Prompt: In your copy, leave out the pictures; write out all the data exactly.
* Start Data provided *
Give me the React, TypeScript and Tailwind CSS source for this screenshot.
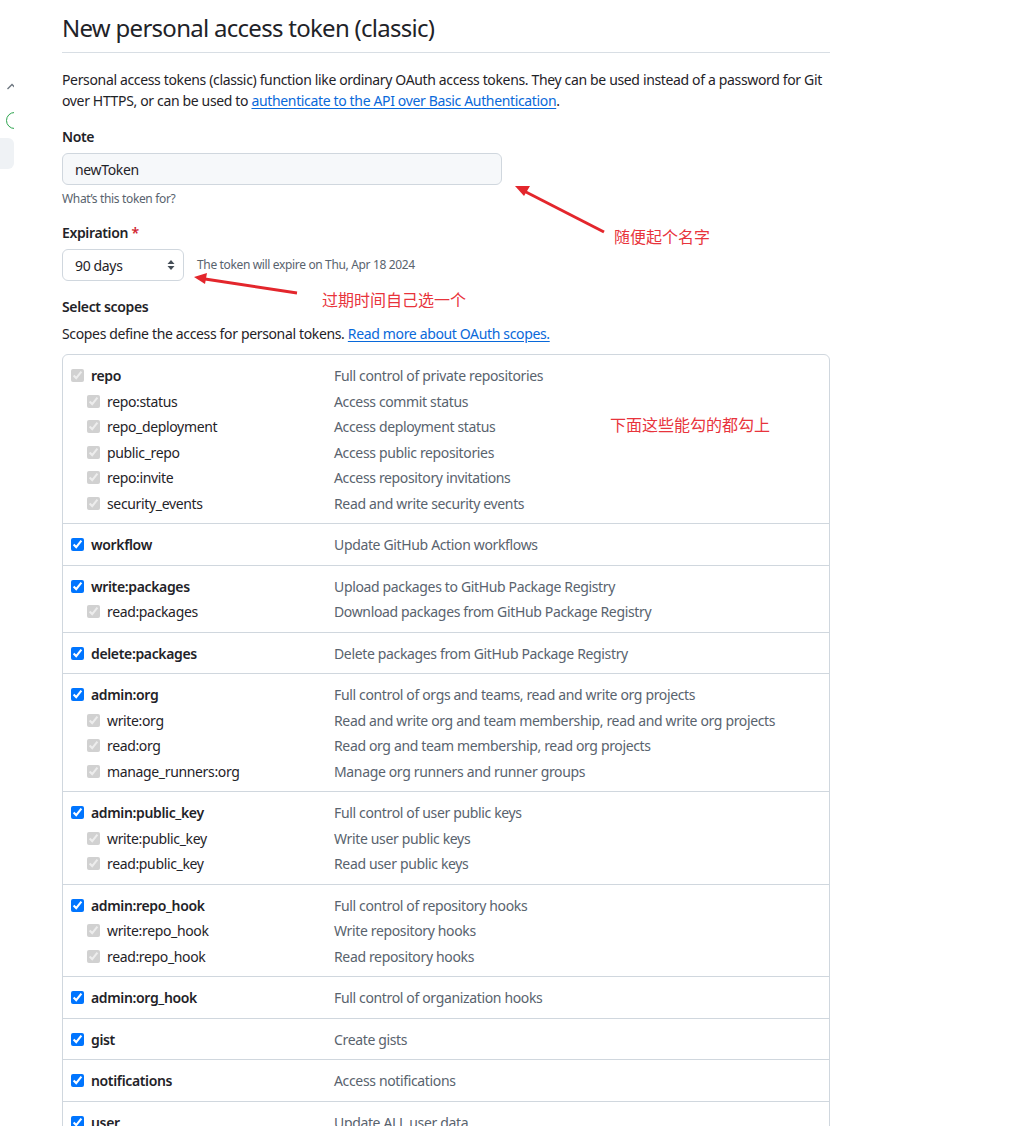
import React from "react";

type Scope = { name: string; desc: string; children?: { name: string; desc: string }[]; disabled?: boolean };

const groups: Scope[] = [
  {
    name: "repo",
    desc: "Full control of private repositories",
    disabled: true,
    children: [
      { name: "repo:status", desc: "Access commit status" },
      { name: "repo_deployment", desc: "Access deployment status" },
      { name: "public_repo", desc: "Access public repositories" },
      { name: "repo:invite", desc: "Access repository invitations" },
      { name: "security_events", desc: "Read and write security events" },
    ],
  },
  { name: "workflow", desc: "Update GitHub Action workflows" },
  {
    name: "write:packages",
    desc: "Upload packages to GitHub Package Registry",
    children: [{ name: "read:packages", desc: "Download packages from GitHub Package Registry" }],
  },
  { name: "delete:packages", desc: "Delete packages from GitHub Package Registry" },
  {
    name: "admin:org",
    desc: "Full control of orgs and teams, read and write org projects",
    children: [
      { name: "write:org", desc: "Read and write org and team membership, read and write org projects" },
      { name: "read:org", desc: "Read org and team membership, read org projects" },
      { name: "manage_runners:org", desc: "Manage org runners and runner groups" },
    ],
  },
  {
    name: "admin:public_key",
    desc: "Full control of user public keys",
    children: [
      { name: "write:public_key", desc: "Write user public keys" },
      { name: "read:public_key", desc: "Read user public keys" },
    ],
  },
  {
    name: "admin:repo_hook",
    desc: "Full control of repository hooks",
    children: [
      { name: "write:repo_hook", desc: "Write repository hooks" },
      { name: "read:repo_hook", desc: "Read repository hooks" },
    ],
  },
  { name: "admin:org_hook", desc: "Full control of organization hooks" },
  { name: "gist", desc: "Create gists" },
  { name: "notifications", desc: "Access notifications" },
  {
    name: "user",
    desc: "Update ALL user data",
    children: [
      { name: "read:user", desc: "Read ALL user profile data" },
      { name: "user:email", desc: "Access user email addresses (read-only)" },
      { name: "user:follow", desc: "Follow and unfollow users" },
    ],
  },
];

function Row({ name, desc, top, disabled }: { name: string; desc: string; top: boolean; disabled: boolean }) {
  return (
    <div className="flex items-center h-[25.5px] pt-[1px]">
      <div className={`flex items-center w-[263px] shrink-0 ${top ? "" : "pl-[16px]"}`}>
        <input
          type="checkbox"
          defaultChecked
          disabled={disabled}
          className="m-0 w-[13px] h-[13px] shrink-0"
        />
        <span className={`ml-[7px] text-[#1f2328] ${top ? "font-semibold" : ""}`}>{name}</span>
      </div>
      <span className="text-[#59636e]">{desc}</span>
    </div>
  );
}

export default function App() {
  return (
    <div
      className="relative w-[1027px] h-[1126px] overflow-hidden bg-white text-[14px] leading-[21px] tracking-[-0.025em] text-[#1f2328]"
      style={{ fontFamily: '"Segoe UI", "Noto Sans", "Noto Sans CJK SC", sans-serif' }}
    >
      <div className="flex">
        {/* clipped sidebar */}
        <div className="w-[14px] shrink-0 overflow-hidden">
          <div className="w-[200px] ml-[-186px] flex flex-col items-end">
            <div className="h-[82px]" />
            <svg width="12" height="9" viewBox="0 0 12 9" className="mr-[-4px]">
              <path d="M1.5 7 L6 2.5 L10.5 7" fill="none" stroke="#6e7781" strokeWidth="1.4" />
            </svg>
            <div className="h-[21px]" />
            <div className="w-[17px] h-[17px] rounded-full border-[1.5px] border-[#2da44e] mr-[-9px]" />
            <div className="h-[9px]" />
            <div className="w-[60px] h-[31px] rounded-[6px] bg-[#eff2f5]" />
          </div>
        </div>

        <div className="ml-[48px] w-[768px]">
          <div className="pt-[10px] pb-[6px] border-b border-[#d8dee4]">
            <h1 className="text-[24px] leading-[36px] font-normal tracking-[-0.03em]">New personal access token (classic)</h1>
          </div>
          <p className="mt-[16px]">
            Personal access tokens (classic) function like ordinary OAuth access tokens. They can be used instead of a password for Git
            over HTTPS, or can be used to{" "}
            <a className="text-[#0969da] underline underline-offset-[2px]">authenticate to the API over Basic Authentication</a>.
          </p>

          <div className="mt-[15px]">
            <div className="font-semibold">Note</div>
            <div className="mt-[6px] w-[440px] h-[32px] rounded-[6px] border border-[#d0d7de] bg-[#f6f8fa] flex items-center px-[12px]">
              newToken
            </div>
            <div className="mt-[5px] text-[12px] leading-[18px] text-[#59636e]">What’s this token for?</div>
          </div>

          <div className="mt-[14px]">
            <div className="font-semibold">
              Expiration <span className="text-[#d1242f]">*</span>
            </div>
            <div className="mt-[6px] flex items-center">
              <div className="w-[122px] h-[32px] rounded-[6px] border border-[#d0d7de] bg-white flex items-center justify-between pl-[12px] pr-[8px]">
                <span>90 days</span>
                <svg width="8" height="12" viewBox="0 0 8 12">
                  <path d="M4 1 L7.5 5 L0.5 5 Z" fill="#444d56" />
                  <path d="M4 11 L7.5 7 L0.5 7 Z" fill="#444d56" />
                </svg>
              </div>
              <span className="ml-[13px] text-[12px] leading-[18px] text-[#59636e]">The token will expire on Thu, Apr 18 2024</span>
            </div>
          </div>

          <div className="mt-[15px]">
            <div className="font-semibold">Select scopes</div>
            <div className="mt-[6px]">
              Scopes define the access for personal tokens.{" "}
              <a className="text-[#0969da] underline underline-offset-[2px]">Read more about OAuth scopes.</a>
            </div>
          </div>

          <div className="mt-[10px] border border-[#d0d7de] rounded-[6px]">
            {groups.map((g, i) => (
              <div key={g.name} className={`py-[7.5px] pl-[8px] ${i > 0 ? "border-t border-[#d0d7de]" : ""}`}>
                <Row name={g.name} desc={g.desc} top disabled={!!g.disabled} />
                {g.children?.map((c) => (
                  <Row key={c.name} name={c.name} desc={c.desc} top={false} disabled />
                ))}
              </div>
            ))}
          </div>
        </div>
      </div>

      {/* annotations */}
      <svg className="absolute left-0 top-0 pointer-events-none" width="1027" height="1126">
        <line x1="604" y1="232" x2="524" y2="191" stroke="#e3262c" strokeWidth="3" />
        <path d="M515 186 L530 186 L524 196 Z" fill="#e3262c" />
        <line x1="297" y1="293" x2="205" y2="279" stroke="#e3262c" strokeWidth="3" />
        <path d="M194 277 L207 273 L205 284 Z" fill="#e3262c" />
      </svg>
      <div
        className="absolute left-[614px] top-[225px] text-[16px] leading-[22px] tracking-normal text-[#e8343c]"
        style={{ fontFamily: '"Noto Sans CJK SC", sans-serif' }}
      >
        随便起个名字
      </div>
      <div
        className="absolute left-[322px] top-[288px] text-[16px] leading-[22px] tracking-normal text-[#e8343c]"
        style={{ fontFamily: '"Noto Sans CJK SC", sans-serif' }}
      >
        过期时间自己选一个
      </div>
      <div
        className="absolute left-[610px] top-[413px] text-[16px] leading-[22px] tracking-normal text-[#e8343c]"
        style={{ fontFamily: '"Noto Sans CJK SC", sans-serif' }}
      >
        下面这些能勾的都勾上
      </div>
    </div>
  );
}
* End Data provided *
Exercise response:
Give me the React, TypeScript and Tailwind CSS source for this screenshot.
import React from "react";

type Scope = { name: string; desc: string; children?: { name: string; desc: string }[]; disabled?: boolean };

const groups: Scope[] = [
  {
    name: "repo",
    desc: "Full control of private repositories",
    disabled: true,
    children: [
      { name: "repo:status", desc: "Access commit status" },
      { name: "repo_deployment", desc: "Access deployment status" },
      { name: "public_repo", desc: "Access public repositories" },
      { name: "repo:invite", desc: "Access repository invitations" },
      { name: "security_events", desc: "Read and write security events" },
    ],
  },
  { name: "workflow", desc: "Update GitHub Action workflows" },
  {
    name: "write:packages",
    desc: "Upload packages to GitHub Package Registry",
    children: [{ name: "read:packages", desc: "Download packages from GitHub Package Registry" }],
  },
  { name: "delete:packages", desc: "Delete packages from GitHub Package Registry" },
  {
    name: "admin:org",
    desc: "Full control of orgs and teams, read and write org projects",
    children: [
      { name: "write:org", desc: "Read and write org and team membership, read and write org projects" },
      { name: "read:org", desc: "Read org and team membership, read org projects" },
      { name: "manage_runners:org", desc: "Manage org runners and runner groups" },
    ],
  },
  {
    name: "admin:public_key",
    desc: "Full control of user public keys",
    children: [
      { name: "write:public_key", desc: "Write user public keys" },
      { name: "read:public_key", desc: "Read user public keys" },
    ],
  },
  {
    name: "admin:repo_hook",
    desc: "Full control of repository hooks",
    children: [
      { name: "write:repo_hook", desc: "Write repository hooks" },
      { name: "read:repo_hook", desc: "Read repository hooks" },
    ],
  },
  { name: "admin:org_hook", desc: "Full control of organization hooks" },
  { name: "gist", desc: "Create gists" },
  { name: "notifications", desc: "Access notifications" },
  {
    name: "user",
    desc: "Update ALL user data",
    children: [
      { name: "read:user", desc: "Read ALL user profile data" },
      { name: "user:email", desc: "Access user email addresses (read-only)" },
      { name: "user:follow", desc: "Follow and unfollow users" },
    ],
  },
];

function Row({ name, desc, top, disabled }: { name: string; desc: string; top: boolean; disabled: boolean }) {
  return (
    <div className="flex items-center h-[25.5px] pt-[1px]">
      <div className={`flex items-center w-[263px] shrink-0 ${top ? "" : "pl-[16px]"}`}>
        <input
          type="checkbox"
          defaultChecked
          disabled={disabled}
          className="m-0 w-[13px] h-[13px] shrink-0"
        />
        <span className={`ml-[7px] text-[#1f2328] ${top ? "font-semibold" : ""}`}>{name}</span>
      </div>
      <span className="text-[#59636e]">{desc}</span>
    </div>
  );
}

export default function App() {
  return (
    <div
      className="relative w-[1027px] h-[1126px] overflow-hidden bg-white text-[14px] leading-[21px] tracking-[-0.025em] text-[#1f2328]"
      style={{ fontFamily: '"Segoe UI", "Noto Sans", "Noto Sans CJK SC", sans-serif' }}
    >
      <div className="flex">
        {/* clipped sidebar */}
        <div className="w-[14px] shrink-0 overflow-hidden">
          <div className="w-[200px] ml-[-186px] flex flex-col items-end">
            <div className="h-[82px]" />
            <svg width="12" height="9" viewBox="0 0 12 9" className="mr-[-4px]">
              <path d="M1.5 7 L6 2.5 L10.5 7" fill="none" stroke="#6e7781" strokeWidth="1.4" />
            </svg>
            <div className="h-[21px]" />
            <div className="w-[17px] h-[17px] rounded-full border-[1.5px] border-[#2da44e] mr-[-9px]" />
            <div className="h-[9px]" />
            <div className="w-[60px] h-[31px] rounded-[6px] bg-[#eff2f5]" />
          </div>
        </div>

        <div className="ml-[48px] w-[768px]">
          <div className="pt-[10px] pb-[6px] border-b border-[#d8dee4]">
            <h1 className="text-[24px] leading-[36px] font-normal tracking-[-0.03em]">New personal access token (classic)</h1>
          </div>
          <p className="mt-[16px]">
            Personal access tokens (classic) function like ordinary OAuth access tokens. They can be used instead of a password for Git
            over HTTPS, or can be used to{" "}
            <a className="text-[#0969da] underline underline-offset-[2px]">authenticate to the API over Basic Authentication</a>.
          </p>

          <div className="mt-[15px]">
            <div className="font-semibold">Note</div>
            <div className="mt-[6px] w-[440px] h-[32px] rounded-[6px] border border-[#d0d7de] bg-[#f6f8fa] flex items-center px-[12px]">
              newToken
            </div>
            <div className="mt-[5px] text-[12px] leading-[18px] text-[#59636e]">What’s this token for?</div>
          </div>

          <div className="mt-[14px]">
            <div className="font-semibold">
              Expiration <span className="text-[#d1242f]">*</span>
            </div>
            <div className="mt-[6px] flex items-center">
              <div className="w-[122px] h-[32px] rounded-[6px] border border-[#d0d7de] bg-white flex items-center justify-between pl-[12px] pr-[8px]">
                <span>90 days</span>
                <svg width="8" height="12" viewBox="0 0 8 12">
                  <path d="M4 1 L7.5 5 L0.5 5 Z" fill="#444d56" />
                  <path d="M4 11 L7.5 7 L0.5 7 Z" fill="#444d56" />
                </svg>
              </div>
              <span className="ml-[13px] text-[12px] leading-[18px] text-[#59636e]">The token will expire on Thu, Apr 18 2024</span>
            </div>
          </div>

          <div className="mt-[15px]">
            <div className="font-semibold">Select scopes</div>
            <div className="mt-[6px]">
              Scopes define the access for personal tokens.{" "}
              <a className="text-[#0969da] underline underline-offset-[2px]">Read more about OAuth scopes.</a>
            </div>
          </div>

          <div className="mt-[10px] border border-[#d0d7de] rounded-[6px]">
            {groups.map((g, i) => (
              <div key={g.name} className={`py-[7.5px] pl-[8px] ${i > 0 ? "border-t border-[#d0d7de]" : ""}`}>
                <Row name={g.name} desc={g.desc} top disabled={!!g.disabled} />
                {g.children?.map((c) => (
                  <Row key={c.name} name={c.name} desc={c.desc} top={false} disabled />
                ))}
              </div>
            ))}
          </div>
        </div>
      </div>

      {/* annotations */}
      <svg className="absolute left-0 top-0 pointer-events-none" width="1027" height="1126">
        <line x1="604" y1="232" x2="524" y2="191" stroke="#e3262c" strokeWidth="3" />
        <path d="M515 186 L530 186 L524 196 Z" fill="#e3262c" />
        <line x1="297" y1="293" x2="205" y2="279" stroke="#e3262c" strokeWidth="3" />
        <path d="M194 277 L207 273 L205 284 Z" fill="#e3262c" />
      </svg>
      <div
        className="absolute left-[614px] top-[225px] text-[16px] leading-[22px] tracking-normal text-[#e8343c]"
        style={{ fontFamily: '"Noto Sans CJK SC", sans-serif' }}
      >
        随便起个名字
      </div>
      <div
        className="absolute left-[322px] top-[288px] text-[16px] leading-[22px] tracking-normal text-[#e8343c]"
        style={{ fontFamily: '"Noto Sans CJK SC", sans-serif' }}
      >
        过期时间自己选一个
      </div>
      <div
        className="absolute left-[610px] top-[413px] text-[16px] leading-[22px] tracking-normal text-[#e8343c]"
        style={{ fontFamily: '"Noto Sans CJK SC", sans-serif' }}
      >
        下面这些能勾的都勾上
      </div>
    </div>
  );
}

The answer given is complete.